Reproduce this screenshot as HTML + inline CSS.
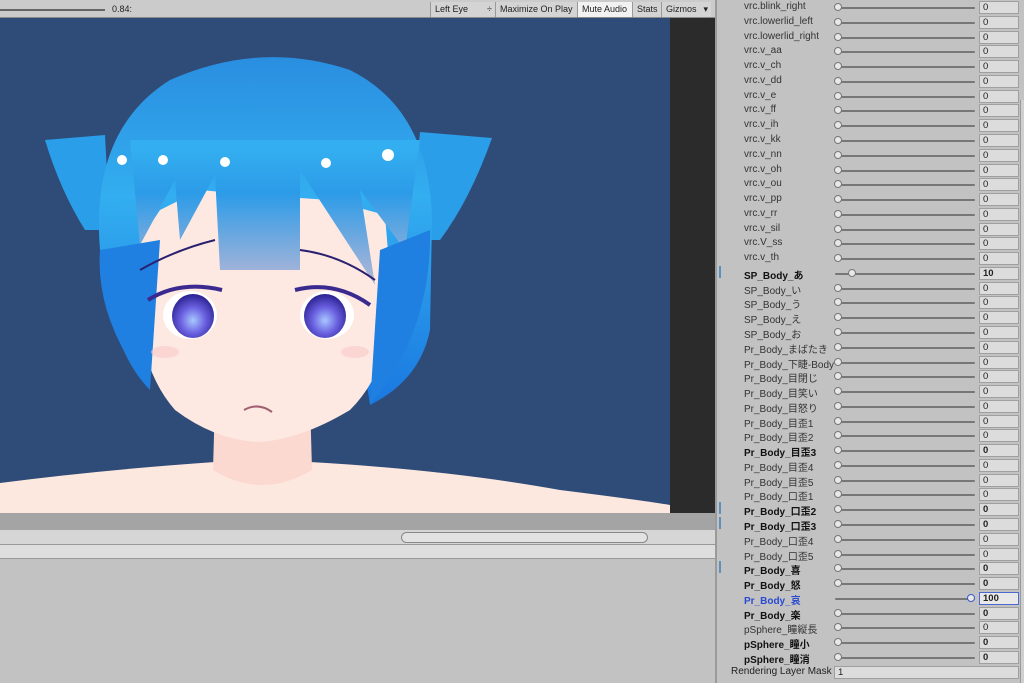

* * *

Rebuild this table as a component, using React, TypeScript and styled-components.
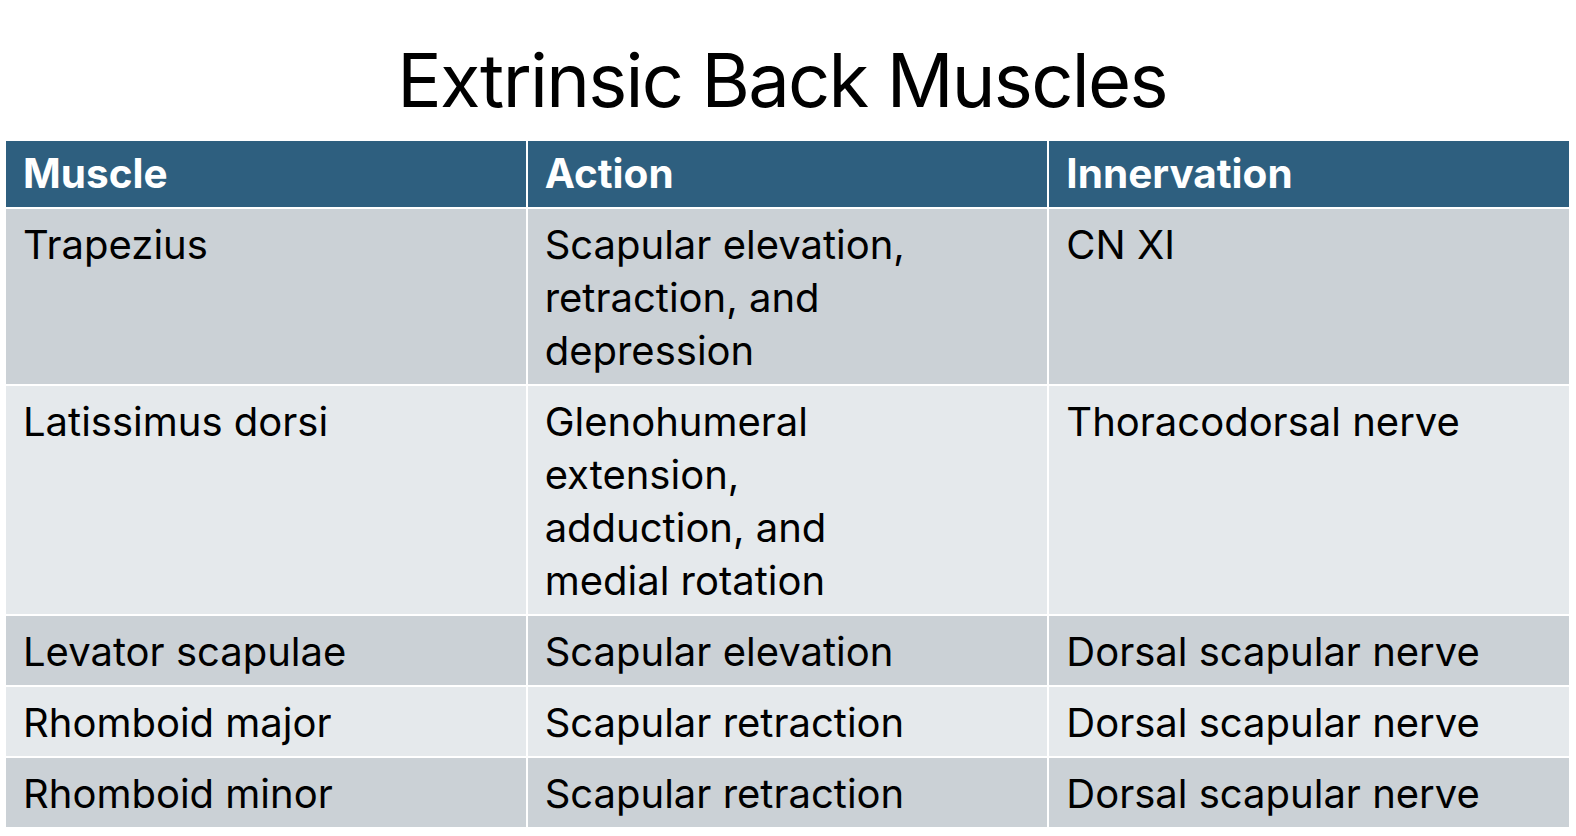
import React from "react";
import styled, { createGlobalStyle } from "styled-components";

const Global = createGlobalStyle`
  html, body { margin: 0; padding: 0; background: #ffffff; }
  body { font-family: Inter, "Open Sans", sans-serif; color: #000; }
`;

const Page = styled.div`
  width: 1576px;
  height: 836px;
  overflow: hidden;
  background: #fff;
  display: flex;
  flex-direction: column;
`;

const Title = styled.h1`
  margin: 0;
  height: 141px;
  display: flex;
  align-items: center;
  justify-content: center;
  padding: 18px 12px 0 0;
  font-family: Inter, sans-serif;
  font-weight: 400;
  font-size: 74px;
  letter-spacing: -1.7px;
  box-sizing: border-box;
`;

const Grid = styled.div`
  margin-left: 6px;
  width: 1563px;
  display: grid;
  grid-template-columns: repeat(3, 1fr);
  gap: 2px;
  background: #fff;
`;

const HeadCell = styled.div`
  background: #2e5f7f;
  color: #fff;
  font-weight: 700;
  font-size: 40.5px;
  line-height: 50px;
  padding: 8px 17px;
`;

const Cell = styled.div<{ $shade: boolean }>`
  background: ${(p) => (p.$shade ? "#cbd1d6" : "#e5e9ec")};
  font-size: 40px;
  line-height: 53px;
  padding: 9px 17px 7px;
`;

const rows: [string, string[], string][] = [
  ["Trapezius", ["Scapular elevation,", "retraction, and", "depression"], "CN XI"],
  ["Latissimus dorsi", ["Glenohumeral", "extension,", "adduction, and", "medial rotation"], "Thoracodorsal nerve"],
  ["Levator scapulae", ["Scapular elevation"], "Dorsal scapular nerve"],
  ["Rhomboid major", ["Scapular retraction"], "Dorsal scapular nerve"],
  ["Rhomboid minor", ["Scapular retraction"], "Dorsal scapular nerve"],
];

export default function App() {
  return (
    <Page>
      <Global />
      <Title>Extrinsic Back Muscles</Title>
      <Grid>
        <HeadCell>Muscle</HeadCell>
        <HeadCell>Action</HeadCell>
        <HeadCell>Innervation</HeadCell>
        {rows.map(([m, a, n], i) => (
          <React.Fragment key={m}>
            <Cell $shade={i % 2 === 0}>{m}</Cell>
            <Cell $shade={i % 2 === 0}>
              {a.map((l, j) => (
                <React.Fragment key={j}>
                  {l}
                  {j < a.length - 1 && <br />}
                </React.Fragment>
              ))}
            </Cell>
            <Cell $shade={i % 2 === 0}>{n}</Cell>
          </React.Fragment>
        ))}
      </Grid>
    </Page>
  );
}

--

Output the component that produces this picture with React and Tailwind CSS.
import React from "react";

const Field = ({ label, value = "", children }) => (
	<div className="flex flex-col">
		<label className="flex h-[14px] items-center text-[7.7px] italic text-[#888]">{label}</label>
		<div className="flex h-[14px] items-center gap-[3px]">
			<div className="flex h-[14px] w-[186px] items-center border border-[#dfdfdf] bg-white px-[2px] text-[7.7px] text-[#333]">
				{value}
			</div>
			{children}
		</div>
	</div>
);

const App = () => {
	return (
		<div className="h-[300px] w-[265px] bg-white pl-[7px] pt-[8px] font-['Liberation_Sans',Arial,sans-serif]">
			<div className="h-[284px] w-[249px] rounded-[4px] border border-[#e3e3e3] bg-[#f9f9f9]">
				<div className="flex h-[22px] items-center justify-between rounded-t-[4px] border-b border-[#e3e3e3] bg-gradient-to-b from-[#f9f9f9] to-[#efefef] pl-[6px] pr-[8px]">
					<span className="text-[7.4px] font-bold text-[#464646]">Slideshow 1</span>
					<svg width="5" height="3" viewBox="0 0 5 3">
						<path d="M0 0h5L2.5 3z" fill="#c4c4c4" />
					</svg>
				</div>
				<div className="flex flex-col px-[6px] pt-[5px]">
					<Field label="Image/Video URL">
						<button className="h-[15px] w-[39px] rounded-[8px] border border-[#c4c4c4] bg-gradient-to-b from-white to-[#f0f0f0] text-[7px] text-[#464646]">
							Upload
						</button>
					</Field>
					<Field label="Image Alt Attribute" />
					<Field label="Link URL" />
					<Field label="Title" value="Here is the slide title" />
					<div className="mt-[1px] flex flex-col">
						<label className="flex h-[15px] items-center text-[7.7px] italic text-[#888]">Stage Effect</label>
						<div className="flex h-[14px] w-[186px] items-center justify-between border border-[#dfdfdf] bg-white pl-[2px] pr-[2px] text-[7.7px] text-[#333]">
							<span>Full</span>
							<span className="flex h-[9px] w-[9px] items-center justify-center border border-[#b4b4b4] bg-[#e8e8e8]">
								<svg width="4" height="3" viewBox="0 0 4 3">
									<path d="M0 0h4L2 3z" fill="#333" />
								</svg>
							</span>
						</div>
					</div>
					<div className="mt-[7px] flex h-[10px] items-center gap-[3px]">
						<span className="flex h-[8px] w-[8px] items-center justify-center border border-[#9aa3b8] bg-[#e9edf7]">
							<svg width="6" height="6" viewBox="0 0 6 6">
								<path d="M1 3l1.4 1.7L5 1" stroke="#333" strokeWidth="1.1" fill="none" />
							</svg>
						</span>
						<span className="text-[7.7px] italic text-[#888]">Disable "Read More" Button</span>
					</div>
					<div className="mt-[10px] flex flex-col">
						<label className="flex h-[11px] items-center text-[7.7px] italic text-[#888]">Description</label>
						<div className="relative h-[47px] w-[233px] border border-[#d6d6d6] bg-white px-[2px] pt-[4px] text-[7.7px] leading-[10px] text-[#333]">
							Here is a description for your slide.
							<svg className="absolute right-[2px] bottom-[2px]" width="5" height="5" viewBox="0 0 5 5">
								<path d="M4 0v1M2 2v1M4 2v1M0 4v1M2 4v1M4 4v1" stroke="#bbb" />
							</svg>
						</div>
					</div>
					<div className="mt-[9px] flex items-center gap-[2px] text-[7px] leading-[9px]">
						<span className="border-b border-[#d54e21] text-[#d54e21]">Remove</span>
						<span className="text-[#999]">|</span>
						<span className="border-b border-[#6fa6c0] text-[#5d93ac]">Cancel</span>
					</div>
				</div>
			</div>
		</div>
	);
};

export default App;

### DO THIS:
Scan the records above for the string "styled", then select every line that holds it.

### FINAL RESULT:
Rebuild this table as a component, using React, TypeScript and styled-components.
import styled, { createGlobalStyle } from "styled-components";
const Page = styled.div`
const Title = styled.h1`
const Grid = styled.div`
const HeadCell = styled.div`
const Cell = styled.div<{ $shade: boolean }>`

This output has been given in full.